### [COLLECTED DATA]

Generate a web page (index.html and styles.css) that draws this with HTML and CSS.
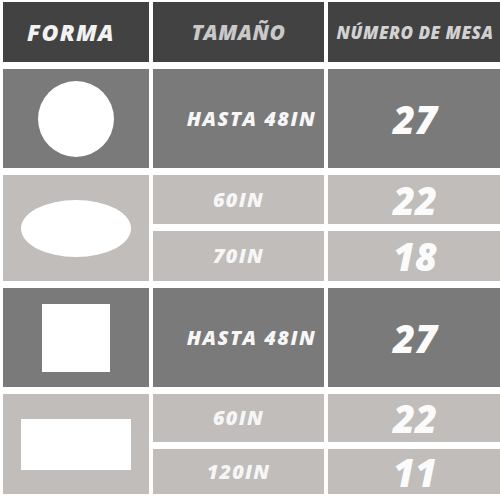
FILE: index.html
```html
<!DOCTYPE html>
<html>
<head>
<meta charset="utf-8">
<link rel="stylesheet" href="styles.css">
</head>
<body>
<div class="table">
  <div class="cell head"><span class="h1">FORMA</span></div>
  <div class="cell head"><span class="h2">TAMAÑO</span></div>
  <div class="cell head"><span class="h3">NÚMERO DE MESA</span></div>

  <div class="cell dark"><div class="circle"></div></div>
  <div class="cell dark"><span class="size long">HASTA 48IN</span></div>
  <div class="cell dark"><span class="num">27</span></div>

  <div class="cell light span2"><div class="oval"></div></div>
  <div class="cell light"><span class="size">60IN</span></div>
  <div class="cell light"><span class="num">22</span></div>
  <div class="cell light"><span class="size">70IN</span></div>
  <div class="cell light"><span class="num">18</span></div>

  <div class="cell dark"><div class="square"></div></div>
  <div class="cell dark"><span class="size long">HASTA 48IN</span></div>
  <div class="cell dark"><span class="num">27</span></div>

  <div class="cell light span2"><div class="rect"></div></div>
  <div class="cell light"><span class="size">60IN</span></div>
  <div class="cell light"><span class="num">22</span></div>
  <div class="cell light"><span class="size">120IN</span></div>
  <div class="cell light"><span class="num">11</span></div>
</div>
</body>
</html>
```
FILE: styles.css
```css
html, body {
  margin: 0;
  padding: 0;
  background: #ffffff;
}
body {
  padding: 2px 0 0 3px;
  font-family: "Open Sans", "Noto Sans", sans-serif;
}
.table {
  display: grid;
  grid-template-columns: 146px 171px 172px;
  grid-template-rows: 60px 99px 49px 50px 99px 48px 45px;
  column-gap: 4px;
  row-gap: 7px;
}
.cell {
  display: flex;
  align-items: center;
  justify-content: center;
}
.span2 {
  grid-row: span 2;
}
.head { background: #424242; }
.dark { background: #7a7a7a; }
.light { background: #c0bdba; }

.h1, .h2, .h3, .size, .num {
  display: block;
  font-style: italic;
  font-weight: 800;
  line-height: 1;
}
.h1 {
  color: #f2f2f2;
  font-size: 23px;
  letter-spacing: 1.3px;
  margin-right: 10px;
}
.h2 {
  color: #c9c9c9;
  font-size: 21px;
  letter-spacing: 0.5px;
}
.h3 {
  color: #d2d2d2;
  font-size: 17px;
  letter-spacing: 0.5px;
  margin-left: 2px;
}
.size {
  color: #f6f6f6;
  font-size: 20px;
  letter-spacing: 1.2px;
}
.size.long {
  margin-left: 26px;
  letter-spacing: 1.5px;
}
.num {
  color: #fbfbfb;
  font-size: 38px;
  height: 36px;
  line-height: 36px;
  margin-left: 2px;
}
.circle {
  width: 76px;
  height: 76px;
  border-radius: 50%;
  background: #ffffff;
}
.oval {
  width: 110px;
  height: 57px;
  border-radius: 50%;
  background: #ffffff;
}
.square {
  width: 68px;
  height: 68px;
  background: #ffffff;
}
.rect {
  width: 110px;
  height: 51px;
  background: #ffffff;
}
```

### [EXERCISE]
Reproduce all of the data exactly, omitting each picture it holds.

### [CORRECT RESPONSE]
Generate a web page (index.html and styles.css) that draws this with HTML and CSS.
FILE: index.html
```html
<!DOCTYPE html>
<html>
<head>
<meta charset="utf-8">
<link rel="stylesheet" href="styles.css">
</head>
<body>
<div class="table">
  <div class="cell head"><span class="h1">FORMA</span></div>
  <div class="cell head"><span class="h2">TAMAÑO</span></div>
  <div class="cell head"><span class="h3">NÚMERO DE MESA</span></div>

  <div class="cell dark"><div class="circle"></div></div>
  <div class="cell dark"><span class="size long">HASTA 48IN</span></div>
  <div class="cell dark"><span class="num">27</span></div>

  <div class="cell light span2"><div class="oval"></div></div>
  <div class="cell light"><span class="size">60IN</span></div>
  <div class="cell light"><span class="num">22</span></div>
  <div class="cell light"><span class="size">70IN</span></div>
  <div class="cell light"><span class="num">18</span></div>

  <div class="cell dark"><div class="square"></div></div>
  <div class="cell dark"><span class="size long">HASTA 48IN</span></div>
  <div class="cell dark"><span class="num">27</span></div>

  <div class="cell light span2"><div class="rect"></div></div>
  <div class="cell light"><span class="size">60IN</span></div>
  <div class="cell light"><span class="num">22</span></div>
  <div class="cell light"><span class="size">120IN</span></div>
  <div class="cell light"><span class="num">11</span></div>
</div>
</body>
</html>
```
FILE: styles.css
```css
html, body {
  margin: 0;
  padding: 0;
  background: #ffffff;
}
body {
  padding: 2px 0 0 3px;
  font-family: "Open Sans", "Noto Sans", sans-serif;
}
.table {
  display: grid;
  grid-template-columns: 146px 171px 172px;
  grid-template-rows: 60px 99px 49px 50px 99px 48px 45px;
  column-gap: 4px;
  row-gap: 7px;
}
.cell {
  display: flex;
  align-items: center;
  justify-content: center;
}
.span2 {
  grid-row: span 2;
}
.head { background: #424242; }
.dark { background: #7a7a7a; }
.light { background: #c0bdba; }

.h1, .h2, .h3, .size, .num {
  display: block;
  font-style: italic;
  font-weight: 800;
  line-height: 1;
}
.h1 {
  color: #f2f2f2;
  font-size: 23px;
  letter-spacing: 1.3px;
  margin-right: 10px;
}
.h2 {
  color: #c9c9c9;
  font-size: 21px;
  letter-spacing: 0.5px;
}
.h3 {
  color: #d2d2d2;
  font-size: 17px;
  letter-spacing: 0.5px;
  margin-left: 2px;
}
.size {
  color: #f6f6f6;
  font-size: 20px;
  letter-spacing: 1.2px;
}
.size.long {
  margin-left: 26px;
  letter-spacing: 1.5px;
}
.num {
  color: #fbfbfb;
  font-size: 38px;
  height: 36px;
  line-height: 36px;
  margin-left: 2px;
}
.circle {
  width: 76px;
  height: 76px;
  border-radius: 50%;
  background: #ffffff;
}
.oval {
  width: 110px;
  height: 57px;
  border-radius: 50%;
  background: #ffffff;
}
.square {
  width: 68px;
  height: 68px;
  background: #ffffff;
}
.rect {
  width: 110px;
  height: 51px;
  background: #ffffff;
}
```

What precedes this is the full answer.